Marfan's syndrome may be useful in fiction because a rupture of the aorta is excruciatingly painful, and although the victim will usually bleed to death internally within ten minutes, it has happened that a victim, bleeding internally and in great pain, has grabbed a pistol and shot himself (in this case, rarely herself). In that case, for insurance purposes, the question of whether the person died from suicide or from the ruptured aorta may become crucial.

And of course, if someone else muddies the water further by taking away the pistol... there's a lot you can do with that.

But DNA fingerprinting is not yet fully accepted. So far, more than 400 cases have gone to trial, and no one knows how many cases have been settled without trial because DNA evidence was available. But in a nonbinding precedent, Judge Douglas Keddie of Yuma County, Arizona, ruled that DNA tests were not yet acceptable in his court, despite the contentions of the FBI agents who had performed it that the test was conclusive. According to Judge Keddie, the fact that the test is supposedly so conclusive means that it "puts a fist on the scale of justice." Because it is "so likely to sway a jury, it must be subjected to the strictest scrutiny" (Kolata).

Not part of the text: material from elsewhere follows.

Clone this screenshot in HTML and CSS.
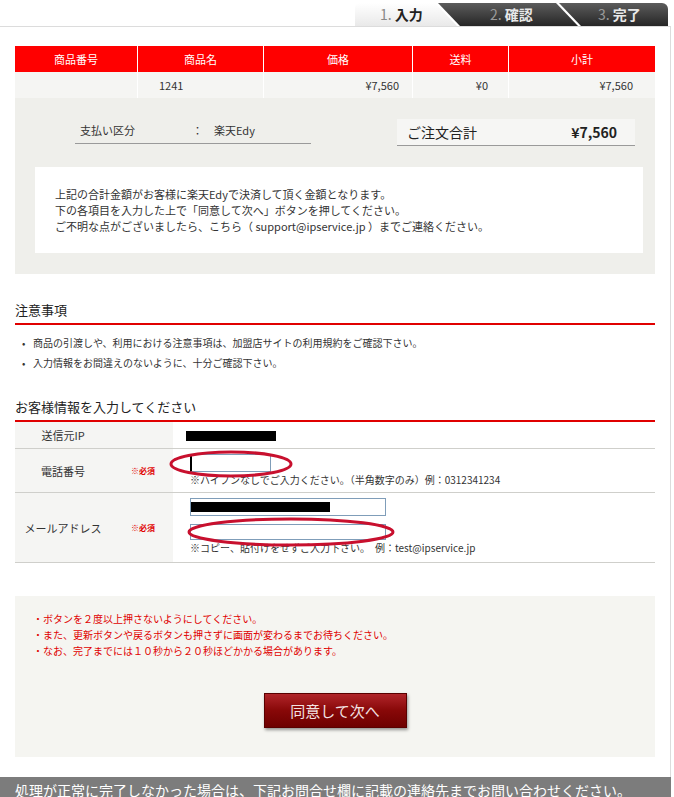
FILE: index.html
```html
<!DOCTYPE html>
<html lang="ja">
<head>
    <meta charset="UTF-8">
    <title>お支払い情報入力 - 楽天Edy</title>
    <link rel="stylesheet" href="styles.css">
</head>
<body>
    <div class="page">
        <!-- Step tabs -->
        <div class="steps">
            <div class="step step-current"><span class="step-num">1.</span> 入力</div>
            <div class="step step-mid"><span class="step-num">2.</span> 確認</div>
            <div class="step step-last"><span class="step-num">3.</span> 完了</div>
        </div>

        <div class="panel">
            <!-- Order table -->
            <table class="order-table">
                <tr>
                    <th>商品番号</th>
                    <th>商品名</th>
                    <th>価格</th>
                    <th>送料</th>
                    <th>小計</th>
                </tr>
                <tr>
                    <td></td>
                    <td class="item-name">1241</td>
                    <td class="num">¥7,560</td>
                    <td class="num">¥0</td>
                    <td class="num">¥7,560</td>
                </tr>
            </table>

            <!-- Payment summary -->
            <div class="summary">
                <div class="summary-top">
                    <div class="pay-row">
                        <span class="pay-label">支払い区分</span>
                        <span class="pay-value">：　楽天Edy</span>
                    </div>
                    <div class="total-box">
                        <span class="total-label">ご注文合計</span>
                        <span class="total-price">¥7,560</span>
                    </div>
                </div>
                <div class="summary-note">
                    <p>上記の合計金額がお客様に楽天Edyで決済して頂く金額となります。</p>
                    <p>下の各項目を入力した上で「同意して次へ」ボタンを押してください。</p>
                    <p>ご不明な点がございましたら、こちら（ support@ipservice.jp ）までご連絡ください。</p>
                </div>
            </div>

            <!-- Notes -->
            <h3 class="section-title">注意事項</h3>
            <ul class="notes">
                <li>商品の引渡しや、利用における注意事項は、加盟店サイトの利用規約をご確認下さい。</li>
                <li>入力情報をお間違えのないように、十分ご確認下さい。</li>
            </ul>

            <!-- Customer form -->
            <h3 class="section-title">お客様情報を入力してください</h3>
            <div class="form-table">
                <div class="form-row row-ip">
                    <div class="form-label"><span class="label-text">送信元IP</span></div>
                    <div class="form-value">
                        <span class="redact redact-ip"></span>
                    </div>
                </div>
                <div class="form-row row-tel">
                    <div class="form-label">
                        <span class="label-text">電話番号</span>
                        <span class="required">※必須</span>
                    </div>
                    <div class="form-value">
                        <input class="input-tel" type="text" name="tel">
                        <p class="hint">※ハイフンなしでご入力ください。（半角数字のみ）例：0312341234</p>
                        <svg class="mark mark-tel" width="126" height="30" viewBox="0 0 126 30">
                            <ellipse cx="63" cy="15" rx="60" ry="12" fill="none" stroke="#c8102e" stroke-width="3"/>
                        </svg>
                    </div>
                </div>
                <div class="form-row row-mail">
                    <div class="form-label">
                        <span class="label-text">メールアドレス</span>
                        <span class="required">※必須</span>
                    </div>
                    <div class="form-value">
                        <div class="input-mail"><span class="redact redact-mail"></span></div>
                        <input class="input-mail input-mail2" type="text" name="mail2">
                        <p class="hint">※コピー、貼付けをせずご入力下さい。　例：test@ipservice.jp</p>
                        <svg class="mark mark-mail" width="212" height="32" viewBox="0 0 212 32">
                            <ellipse cx="106" cy="16" rx="102" ry="13" fill="none" stroke="#c8102e" stroke-width="3"/>
                        </svg>
                    </div>
                </div>
            </div>

            <!-- Notice and submit -->
            <div class="notice">
                <p>・ボタンを２度以上押さないようにしてください。</p>
                <p>・また、更新ボタンや戻るボタンも押さずに画面が変わるまでお待ちください。</p>
                <p>・なお、完了までには１０秒から２０秒ほどかかる場合があります。</p>
                <div class="submit-wrap">
                    <button class="submit-btn" type="submit">同意して次へ</button>
                </div>
            </div>
        </div>

        <div class="footer-bar">処理が正常に完了しなかった場合は、下記お問合せ欄に記載の連絡先までお問い合わせください。</div>
    </div>
</body>
</html>
```

FILE: styles.css
```css
body {
    margin: 0;
    background: #fff;
    font-family: "Noto Sans CJK JP", "Noto Sans", sans-serif;
    color: #333;
}

.page {
    width: 671px;
}

/* Step tabs */
.steps {
    display: flex;
    justify-content: flex-end;
    height: 23px;
    padding: 3px 3px 0 0;
}

.step {
    height: 23px;
    line-height: 23px;
    font-size: 14px;
    box-sizing: border-box;
}

.step-num {
    font-weight: normal;
}

.step-current {
    width: 102px;
    padding-left: 25px;
    font-weight: bold;
    color: #222;
    background: linear-gradient(#ffffff, #e9e9e9);
    border-radius: 5px 0 0 0;
    clip-path: polygon(0 0, 80px 0, 102px 100%, 0 100%);
}

.step-current .step-num {
    color: #888;
}

.step-mid,
.step-last {
    font-weight: bold;
    color: #e8e8e8;
    background: linear-gradient(#5c5c5c, #262626);
}

.step-mid .step-num,
.step-last .step-num {
    color: #9a9a9a;
}

.step-mid {
    width: 140px;
    margin-left: -19px;
    padding-left: 52px;
    clip-path: polygon(0 0, 118px 0, 140px 100%, 22px 100%);
}

.step-last {
    width: 109px;
    margin-left: -19px;
    padding-left: 39px;
    border-radius: 0 6px 0 0;
    clip-path: polygon(0 0, 100% 0, 100% 100%, 22px 100%);
}

/* Main panel */
.panel {
    border-top: 1px solid #dcdcdc;
    border-right: 1px solid #dcdcdc;
    padding: 19px 15px 20px 15px;
}

.order-table {
    width: 640px;
    border-collapse: collapse;
    font-size: 11px;
}

.order-table th {
    height: 26px;
    padding: 0;
    background-color: #ff0000;
    color: #fff;
    font-weight: normal;
    border-left: 1px solid #fff;
}

.order-table th:first-child,
.order-table td:first-child {
    border-left: none;
    width: 122px;
}

.order-table th:nth-child(2) { width: 125px; }
.order-table th:nth-child(3) { width: 148px; }
.order-table th:nth-child(4) { width: 95px; }

.order-table td {
    height: 26px;
    padding: 0;
    background-color: #f5f5f3;
    border-left: 1px solid #fff;
    color: #333;
}

.order-table .item-name {
    padding-left: 21px;
}

.order-table .num {
    text-align: right;
    padding-right: 13px;
}

.order-table td:nth-child(4) { padding-right: 20px; }
.order-table td:nth-child(5) { padding-right: 22px; }

/* Summary */
.summary {
    background-color: #efefeb;
    padding: 21px 12px 21px 20px;
}

.summary-top {
    display: flex;
    justify-content: space-between;
    align-items: flex-start;
    margin-bottom: 21px;
}

.pay-row {
    display: flex;
    width: 236px;
    height: 20px;
    margin: 4px 0 0 40px;
    border-bottom: 1px solid #9a9a9a;
    font-size: 11px;
    line-height: 14px;
}

.pay-label {
    width: 112px;
    padding-left: 5px;
}

.total-box {
    display: flex;
    justify-content: space-between;
    align-items: center;
    width: 238px;
    height: 27px;
    box-sizing: border-box;
    margin-right: 8px;
    padding: 0 18px 0 10px;
    background-color: #f6f6f4;
    border-bottom: 1px solid #9a9a9a;
    font-size: 14px;
    color: #222;
}

.total-price {
    font-weight: bold;
}

.summary-note {
    background-color: #fff;
    height: 86px;
    box-sizing: border-box;
    padding: 19px 0 0 20px;
    font-size: 11px;
    line-height: 16px;
    color: #333;
}

.summary-note p {
    margin: 0;
}

/* Section headings */
.section-title {
    margin: 28px 0 0 0;
    padding-bottom: 5px;
    font-size: 13px;
    line-height: 16px;
    font-weight: normal;
    color: #222;
    border-bottom: 2px solid #e00000;
}

.notes {
    list-style: none;
    margin: 8px 0 0 0;
    padding: 0 0 0 19px;
    font-size: 10px;
    line-height: 20px;
    color: #333;
}

.notes li::before {
    content: "•";
    display: inline-block;
    width: 11px;
    margin-left: -12px;
}

.notes + .section-title {
    margin-top: 26px;
}

/* Form */
.form-row {
    display: flex;
    border-bottom: 1px solid #cfcfcb;
}

.row-ip { height: 26px; }
.row-tel { height: 43px; }
.row-mail { height: 69px; }

.form-label {
    display: flex;
    align-items: center;
    width: 158px;
    background-color: #f5f5f3;
    font-size: 11px;
}

.label-text {
    width: 96px;
    text-align: center;
}

.required {
    margin-left: 20px;
    font-size: 8px;
    font-weight: bold;
    color: #e00000;
}

.form-value {
    position: relative;
    flex: 1;
    padding-left: 17px;
}

.redact {
    display: inline-block;
    background: #000;
}

.redact-ip {
    width: 90px;
    height: 10px;
    margin: 7px 0 0 -4px;
}

.input-tel,
.input-mail {
    display: block;
    box-sizing: border-box;
    border: 1px solid #7f9db9;
    background: #fff;
    padding: 0;
    font-size: 11px;
}

.input-tel {
    width: 81px;
    height: 18px;
    margin-top: 5px;
    border-left: 2px solid #000;
}

.input-mail {
    width: 196px;
    height: 18px;
    margin-top: 5px;
}

.input-mail2 {
    margin-top: 8px;
    height: 16px;
}

.redact-mail {
    width: 139px;
    height: 10px;
    margin-top: 3px;
}

.hint {
    margin: 0;
    font-size: 10px;
    line-height: 16px;
    color: #333;
}

.mark {
    position: absolute;
}

.mark-tel {
    left: -5px;
    top: 0;
}

.mark-mail {
    left: 12px;
    top: 23px;
}

/* Notice */
.notice {
    margin-top: 33px;
    background-color: #f5f5f1;
    padding: 15px 18px 29px 18px;
    font-size: 10px;
    line-height: 16px;
    color: #e00000;
}

.notice p {
    margin: 0;
}

.submit-wrap {
    display: flex;
    justify-content: center;
    margin-top: 34px;
}

.submit-btn {
    width: 143px;
    height: 35px;
    border: 1px solid #5a0000;
    background: linear-gradient(#b0252a, #880808 50%, #6e0000);
    color: #f3e3e3;
    font-family: "Noto Sans CJK JP", sans-serif;
    font-size: 15px;
    box-shadow: 1px 2px 3px rgba(0, 0, 0, 0.4);
    cursor: pointer;
}

.footer-bar {
    height: 40px;
    padding: 3px 0 0 15px;
    background-color: #7c7c7c;
    color: #fff;
    font-size: 14px;
    line-height: 20px;
}
```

And Kolata to a large degree is right. In a copyrighted article originally published in the
Washington Post,
Boyce Rensberger pointed out some of the problems with DNA fingerprinting. In general if a complete DNA fingerprint is taken, all people except identical siblings can be distinguished from one another. But the problem is that DNA fingerprinting does not look at the entire DNA sequence; rather, it looks at certain parts of sequences that are normally different in all people. Given this short sequence comparison, it is indeed true that any person is totally different from any person not closely related. But the chances that two siblings will be identical in this short-sequence comparison may be as low as 1 in 128.

Furthermore, Rensberger quoted geneticists Richard Lewon-tin of Harvard University and Daniel Hartl of Washington University as saying it is possible that the odds for and against a wrong match must be calculated differently for each race and ethnic group and subgroup, because some ethnic groups are more interbred than others.

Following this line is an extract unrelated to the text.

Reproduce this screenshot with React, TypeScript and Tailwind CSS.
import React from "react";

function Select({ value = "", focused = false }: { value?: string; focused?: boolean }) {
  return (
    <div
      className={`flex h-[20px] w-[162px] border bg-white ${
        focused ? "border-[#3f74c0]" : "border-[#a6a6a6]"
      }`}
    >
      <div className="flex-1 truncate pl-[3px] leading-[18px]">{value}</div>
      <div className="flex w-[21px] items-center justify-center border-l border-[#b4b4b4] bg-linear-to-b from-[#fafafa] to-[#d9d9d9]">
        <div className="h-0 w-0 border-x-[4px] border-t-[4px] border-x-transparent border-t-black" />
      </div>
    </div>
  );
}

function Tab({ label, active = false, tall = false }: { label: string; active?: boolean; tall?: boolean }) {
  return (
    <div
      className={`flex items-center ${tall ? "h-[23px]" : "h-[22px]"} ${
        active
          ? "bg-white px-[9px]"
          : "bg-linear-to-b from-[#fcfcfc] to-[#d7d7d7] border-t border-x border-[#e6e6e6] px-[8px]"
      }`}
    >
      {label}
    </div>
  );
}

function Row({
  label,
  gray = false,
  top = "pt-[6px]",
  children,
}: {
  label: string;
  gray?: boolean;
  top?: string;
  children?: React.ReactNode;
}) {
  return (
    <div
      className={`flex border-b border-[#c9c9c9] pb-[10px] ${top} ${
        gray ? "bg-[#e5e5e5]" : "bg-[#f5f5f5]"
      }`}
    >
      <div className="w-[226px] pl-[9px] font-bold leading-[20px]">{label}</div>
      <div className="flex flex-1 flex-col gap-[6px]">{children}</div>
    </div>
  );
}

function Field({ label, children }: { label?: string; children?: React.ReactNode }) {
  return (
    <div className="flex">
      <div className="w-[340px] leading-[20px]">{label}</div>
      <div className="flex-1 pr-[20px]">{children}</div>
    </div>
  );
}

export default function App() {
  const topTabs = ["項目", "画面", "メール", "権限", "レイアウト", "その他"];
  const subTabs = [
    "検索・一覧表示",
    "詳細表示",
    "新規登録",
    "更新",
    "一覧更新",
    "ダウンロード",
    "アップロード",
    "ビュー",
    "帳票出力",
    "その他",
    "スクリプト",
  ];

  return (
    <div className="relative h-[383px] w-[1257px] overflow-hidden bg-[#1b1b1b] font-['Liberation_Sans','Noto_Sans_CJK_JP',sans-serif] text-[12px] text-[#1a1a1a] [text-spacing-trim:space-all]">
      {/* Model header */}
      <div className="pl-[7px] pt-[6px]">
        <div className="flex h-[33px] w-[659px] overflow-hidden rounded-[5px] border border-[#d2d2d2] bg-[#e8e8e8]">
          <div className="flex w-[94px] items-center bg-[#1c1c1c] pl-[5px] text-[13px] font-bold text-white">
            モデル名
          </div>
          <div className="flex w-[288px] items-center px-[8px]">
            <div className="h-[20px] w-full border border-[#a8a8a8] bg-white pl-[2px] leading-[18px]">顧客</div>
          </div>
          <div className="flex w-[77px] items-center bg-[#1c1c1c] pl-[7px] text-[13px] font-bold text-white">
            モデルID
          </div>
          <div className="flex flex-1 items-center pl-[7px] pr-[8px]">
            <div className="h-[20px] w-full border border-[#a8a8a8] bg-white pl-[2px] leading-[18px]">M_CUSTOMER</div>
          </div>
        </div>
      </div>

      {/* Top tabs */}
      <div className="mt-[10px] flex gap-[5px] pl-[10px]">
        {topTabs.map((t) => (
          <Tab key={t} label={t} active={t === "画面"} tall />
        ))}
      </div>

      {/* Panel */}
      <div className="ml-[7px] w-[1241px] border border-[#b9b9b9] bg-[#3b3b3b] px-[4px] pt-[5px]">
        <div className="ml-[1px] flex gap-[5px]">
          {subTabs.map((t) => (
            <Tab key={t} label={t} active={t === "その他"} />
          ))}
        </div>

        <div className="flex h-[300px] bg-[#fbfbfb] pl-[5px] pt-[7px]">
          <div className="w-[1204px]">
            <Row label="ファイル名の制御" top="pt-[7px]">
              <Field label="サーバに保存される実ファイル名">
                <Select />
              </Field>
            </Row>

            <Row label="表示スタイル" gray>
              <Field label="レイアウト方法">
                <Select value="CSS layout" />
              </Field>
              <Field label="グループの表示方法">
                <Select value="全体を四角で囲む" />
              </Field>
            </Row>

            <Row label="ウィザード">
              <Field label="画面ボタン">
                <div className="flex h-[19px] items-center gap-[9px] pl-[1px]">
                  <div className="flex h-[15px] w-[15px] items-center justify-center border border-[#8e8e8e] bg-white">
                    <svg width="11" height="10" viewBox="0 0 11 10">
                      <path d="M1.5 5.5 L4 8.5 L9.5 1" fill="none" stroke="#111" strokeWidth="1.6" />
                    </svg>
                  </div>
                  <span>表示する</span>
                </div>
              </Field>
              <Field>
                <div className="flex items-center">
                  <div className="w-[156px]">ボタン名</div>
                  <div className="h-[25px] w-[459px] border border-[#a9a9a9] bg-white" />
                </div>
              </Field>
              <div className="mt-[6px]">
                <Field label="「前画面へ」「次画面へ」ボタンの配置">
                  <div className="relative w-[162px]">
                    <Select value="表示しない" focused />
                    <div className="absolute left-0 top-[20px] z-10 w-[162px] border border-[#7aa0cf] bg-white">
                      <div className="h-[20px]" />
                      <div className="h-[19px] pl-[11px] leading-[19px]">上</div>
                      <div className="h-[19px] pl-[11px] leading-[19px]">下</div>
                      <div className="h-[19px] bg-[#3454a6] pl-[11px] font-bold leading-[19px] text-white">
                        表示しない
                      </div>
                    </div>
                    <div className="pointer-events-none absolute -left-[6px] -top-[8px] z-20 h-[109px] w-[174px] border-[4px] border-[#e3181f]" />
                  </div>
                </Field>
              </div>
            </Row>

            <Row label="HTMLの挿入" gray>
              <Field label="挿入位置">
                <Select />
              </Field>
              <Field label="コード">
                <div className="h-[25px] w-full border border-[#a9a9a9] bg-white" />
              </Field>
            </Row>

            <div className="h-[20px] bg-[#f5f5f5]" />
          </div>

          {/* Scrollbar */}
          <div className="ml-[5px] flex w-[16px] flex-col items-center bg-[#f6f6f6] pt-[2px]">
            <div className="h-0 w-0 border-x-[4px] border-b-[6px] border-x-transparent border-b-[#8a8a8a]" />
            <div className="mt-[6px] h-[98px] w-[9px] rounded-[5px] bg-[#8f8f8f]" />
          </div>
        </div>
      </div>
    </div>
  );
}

This can be as important in writing fiction as in real life; I'm already thinking of ways of using it, and I'm sure you can think of many more.

One more thing ... don't have a DNA test performed in the morning and the results announced that afternoon. DNA test results require an absolute minimum of ten days, but two weeks is more likely.

What is the future of identification?

Genetic fingerprinting—when the entire genetic sequence, rather than only a part of it, is used —is probably as good as it gets, though the techniques of genetic fingerprinting and of interpreting the tests will certainly be improved in the future. At present, the tests involve several complicated chemical steps, and the resultant printout resembles a bar-code of the type used in grocery stores to scan prices, except that it is far more complicated and far more colorful.

Scientists in several parts of the world are involved in a project called gene-mapping. They hope that by the time the project is completed, around the turn of the century, they will know what every gene on every chromosome controls. Frequently the papers announce new discoveries related to this mapping; within the time I have been working on this book I've read about the discovery of the location of genes that relate to several different kinds of cancer and of genes that may control the onset of Alzheimer's disease, and of course it was the gene-mapping project that located the Marfan's syndrome gene. Once this project is complete, DNA fingerprinting will be able not only to identify a person, but also perhaps to determine what illnesses that person is likely to have in his/her lifetime and maybe even what his probable appearance, intelligence and talents are.